Forse (ma senza tanto il “forse) siamo già sulla china del plebiscitarismo e della spartizione feudale del potere, considerata anche la facilità con la quale dalle parti più diverse si sta salendo sul carro dell’apparente vincitore.
Esiste un filo che lega il successo del Front National in Francia come prologo di un prevedibile successo populista e delle destre alle elezioni europee e il modo di muoversi del governo Renzi in Italia (governo, tra l’altro mai passato attraverso una legittimazione elettorale che cercherà il 25 Maggio sfruttando l’onda delle promesse la cui realizzabilità effettiva non sarà verificabile nel breve periodo).

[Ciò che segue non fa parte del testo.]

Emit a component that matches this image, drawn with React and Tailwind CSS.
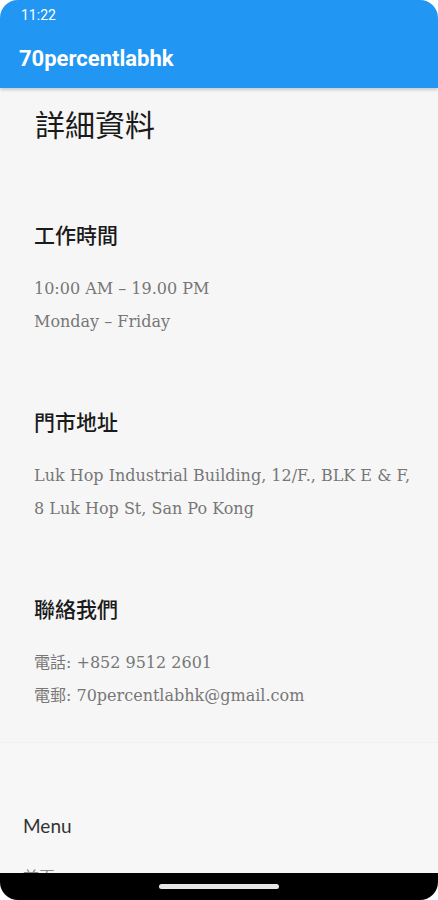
import React from 'react'

const serif = { fontFamily: '"DejaVu Serif", "Noto Sans CJK TC", serif' }

const Section = ({ title, lines, last }) => (
  <div className={last ? '' : 'mb-[68px]'}>
    <h3 className="text-[21px] leading-[30px] font-medium text-[#1b1b1b]">{title}</h3>
    <div className="mt-[23px] text-[16px] leading-[33px] text-[#777]" style={serif}>
      {lines.map((l) => (
        <p key={l} className="whitespace-nowrap">{l}</p>
      ))}
    </div>
  </div>
)

export default function App() {
  return (
    <div className="h-[900px] w-[438px] bg-white overflow-hidden">
      <div
        className="h-full flex flex-col rounded-t-[18px] overflow-hidden"
        style={{ fontFamily: '"Noto Sans CJK TC", Roboto, sans-serif' }}
      >
        {/* шапка */}
        <header className="bg-[#2196f3] h-[88px] shrink-0 text-white shadow-[0_2px_3px_rgba(0,0,0,0.18)] relative z-10">
          <div className="h-[30px] flex items-center pl-[21px] text-[14px]" style={{ fontFamily: 'Roboto, sans-serif' }}>
            11:22
          </div>
          <div className="h-[58px] flex items-center pl-[19px] pb-[2px]">
            <h1 className="text-[22px] font-bold" style={{ fontFamily: 'Roboto, sans-serif' }}>70percentlabhk</h1>
          </div>
        </header>

        <main className="flex-1 overflow-hidden bg-[#f6f6f6]">
          <div className="pl-[34px] pt-[17px] pb-[30px]">
            <h2 className="text-[30px] leading-[36px] text-[#1a1a1a] mb-[78px] pl-[1px]">詳細資料</h2>
            <Section title="工作時間" lines={['10:00 AM – 19.00 PM', 'Monday – Friday']} />
            <Section
              title="門市地址"
              lines={['Luk Hop Industrial Building, 12/F., BLK E & F,', '8 Luk Hop St, San Po Kong']}
            />
            <Section last title="聯絡我們" lines={['電話: +852 9512 2601', '電郵: 70percentlabhk@gmail.com']} />
          </div>

          {/* меню внизу */}
          <div className="bg-[#f7f7f7] border-t border-[#f0f0f0] pl-[23px] pt-[71px]" style={{ fontFamily: 'Lato, sans-serif' }}>
            <div className="text-[19px] leading-[24px] text-[#333]">Menu</div>
            <div className="mt-[26px] text-[16px] text-[#888]" style={{ fontFamily: '"Noto Sans CJK TC", sans-serif' }}>首頁</div>
          </div>
        </main>

        <div className="h-[27px] shrink-0 bg-black rounded-b-[18px] flex justify-center pt-[11px]">
          <div className="w-[120px] h-[5px] rounded-full bg-[#e6e6e6]" />
        </div>
      </div>
    </div>
  )
}
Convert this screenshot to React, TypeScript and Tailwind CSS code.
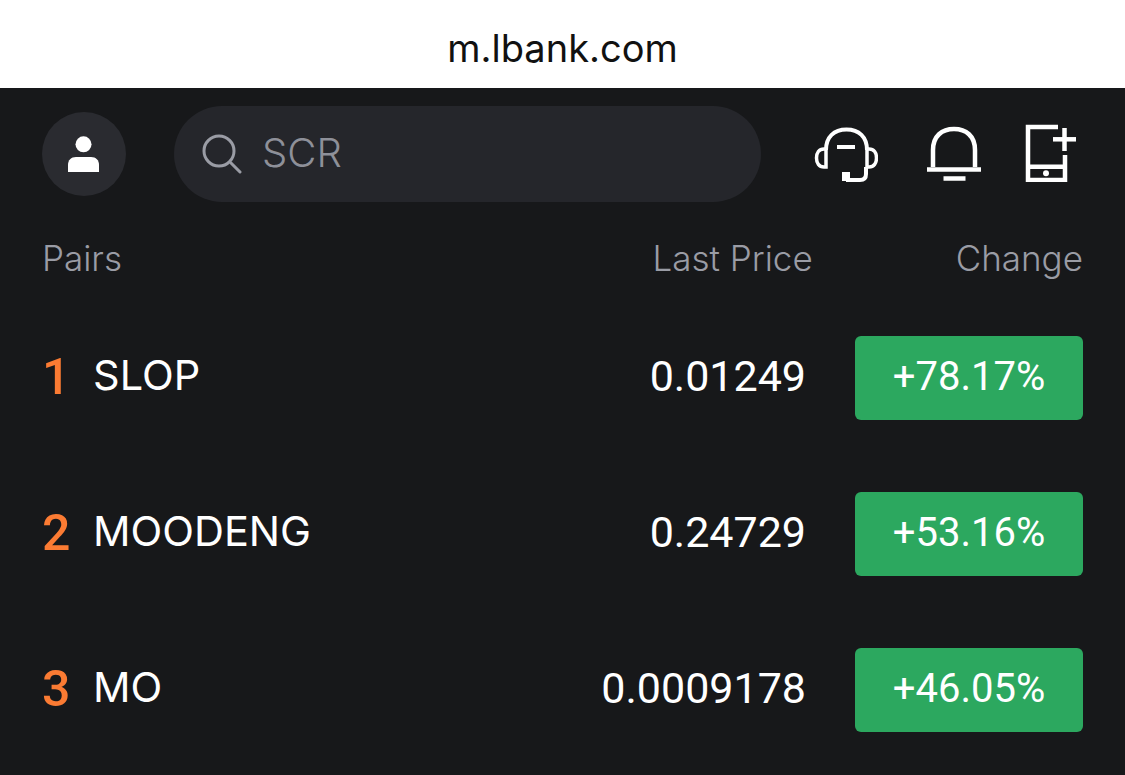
const rows = [
  { rank: '1', pair: 'SLOP', price: '0.01249', change: '+78.17%' },
  { rank: '2', pair: 'MOODENG', price: '0.24729', change: '+53.16%' },
  { rank: '3', pair: 'MO', price: '0.0009178', change: '+46.05%' },
];

export default function App() {
  return (
    <div className="h-[775px] w-[1125px] overflow-hidden bg-[#17181a] font-['Inter',sans-serif]">
      {/* browser address bar */}
      <div className="flex h-[88px] items-center justify-center bg-white pt-[8px] text-[38px] text-[#111]">
        m.lbank.com
      </div>

      {/* header */}
      <div className="flex h-[114px] items-center pl-[42px] pt-[18px]">
        <div className="flex h-[84px] w-[84px] items-center justify-center rounded-full bg-[#2a2b30]">
          <svg width="34" height="36" viewBox="0 0 34 36" fill="#fff">
            <circle cx="16.500" cy="8.300" r="8" />
            <path d="M1 36v-7c0-5 3-8 8-8h15c5 0 8 3 8 8v7z" />
          </svg>
        </div>
        <div className="ml-[48px] flex h-[96px] w-[587px] items-center rounded-[48px] bg-[#25262b] pl-[28px]">
          <svg width="40" height="42" viewBox="0 0 40 42" fill="none" stroke="#9a9ca5" strokeWidth="3" strokeLinecap="round">
            <circle cx="17" cy="18" r="15" />
            <path d="M29 30l9 9" />
          </svg>
          <span className="ml-[20px] pb-[2px] text-[40px] font-light leading-none text-[#8e9099]">SCR</span>
        </div>
        <div className="ml-[53px] pt-[2px]">
          <svg width="64" height="56" viewBox="0 0 64 56" fill="none" stroke="#fff" strokeWidth="4">
            <path d="M12 23C12 10 20 2.500 32.500 2.500S53 10 53 23" />
            <path d="M12 22H10C5 22 2.500 26 2.500 31s2.500 9 7.500 9h2z" strokeWidth="3.500" />
            <path d="M53 22h2c5 0 7.500 4 7.500 9s-2.500 9-7.500 9h-2z" strokeWidth="3.500" />
            <path d="M23 20h18" />
            <path d="M52 40v7c0 4-2 6-6 6H32" />
            <path d="M28 45h8v9h-8z" fill="#fff" stroke="none" />
          </svg>
        </div>
        <div className="ml-[48px]">
          <svg width="56" height="56" viewBox="0 0 56 56" fill="none" stroke="#fff" strokeWidth="4.500">
            <path d="M7 41V24C7 10 16 3 28 3s21 7 21 21v17" />
            <path d="M1 43.500h54" />
            <path d="M17.500 52.500h22" />
          </svg>
        </div>
        <div className="ml-[43px] pb-[2px]">
          <svg width="52" height="58" viewBox="0 0 52 58" fill="none" stroke="#fff" strokeWidth="4.500">
            <path d="M33 3H3v53h37V31" />
            <path d="M3 42.700h37" />
            <path d="M28 15.300h23" />
            <path d="M39.500 4v23" />
            <circle cx="21" cy="49.300" r="3" fill="#fff" stroke="none" />
          </svg>
        </div>
      </div>

      {/* column titles */}
      <div className="mt-[32px] flex items-center px-[42px] text-[35px] font-light leading-[48px] text-[#9a9ca5]">
        <span>Pairs</span>
        <span className="ml-auto">Last Price</span>
        <span className="ml-[143px]">Change</span>
      </div>

      {/* rows */}
      <div className="mt-[54px] flex flex-col gap-[72px] px-[42px]">
        {rows.map((row) => (
          <div key={row.rank} className="flex h-[84px] items-center">
            <span className="w-[51px] pb-[2px] font-['Roboto',sans-serif] text-[50px] font-medium leading-none text-[#fb7b33]">{row.rank}</span>
            <span className="pb-[4px] text-[41.500px] leading-none text-white">{row.pair}</span>
            <span className="ml-auto pb-[4px] font-['Roboto',sans-serif] text-[43px] leading-none text-white">{row.price}</span>
            <div className="ml-[49px] flex h-[84px] w-[228px] items-center justify-center rounded-[6px] bg-[#2ca85f] pb-[2px] font-['Roboto',sans-serif] text-[40px] text-white">
              {row.change}
            </div>
          </div>
        ))}
      </div>
    </div>
  );
}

Si possono tralasciare a questo punto le responsabilità dei democratici più o meno sinceri che hanno ceduto terreno all’avanzare di questo stato di cose ignorando i fenomeni profondi di degrado che hanno attraversato la storia di questi anni sotto l’aspetto politico, economico, sociale, morale, acconciandosi acriticamente a fenomeni di trasformazione negativa nella realtà dell’agire politico.
Nello stesso tempo, però, è bene ricordare l’impraticabilità di qualsiasi ipotesi riformista, da “centro-sinistra” o da “sinistra di governo”: un giudizio che non deriva semplicemente dalla negazione assoluta di questi concetti, ma dalla loro pratica inapplicabilità nel contesto attuale (in questo si rileva la debolezza e la sostanziale marginalità della posizione da “europeisti insubordinati” che caratterizzerà la presenza della Lista Tsipras alle prossime elezioni europee).
A sinistra occorre trovare il luogo politico per cercare di tirare le fila di una riflessione e di un’azione basata su due punti che è necessario e urgente mettere in piedi: un soggetto di opposizione che difenda i principi fondamentali della “democrazia repubblicana”, un soggetto politicamente autonomo che punti a recuperare in pieno i contenuti di un’opposizione comunista e anticapitalista all’altezza delle contraddizioni dell’oggi.
Se n’è già scritto e parlato, ma sembra difficile passare all’azione pratica di aggregazione e all’elaborazione politica di contenuti adeguati: pur tuttavia, anche nelle grandi difficoltà dell’oggi, vale la pena insistere.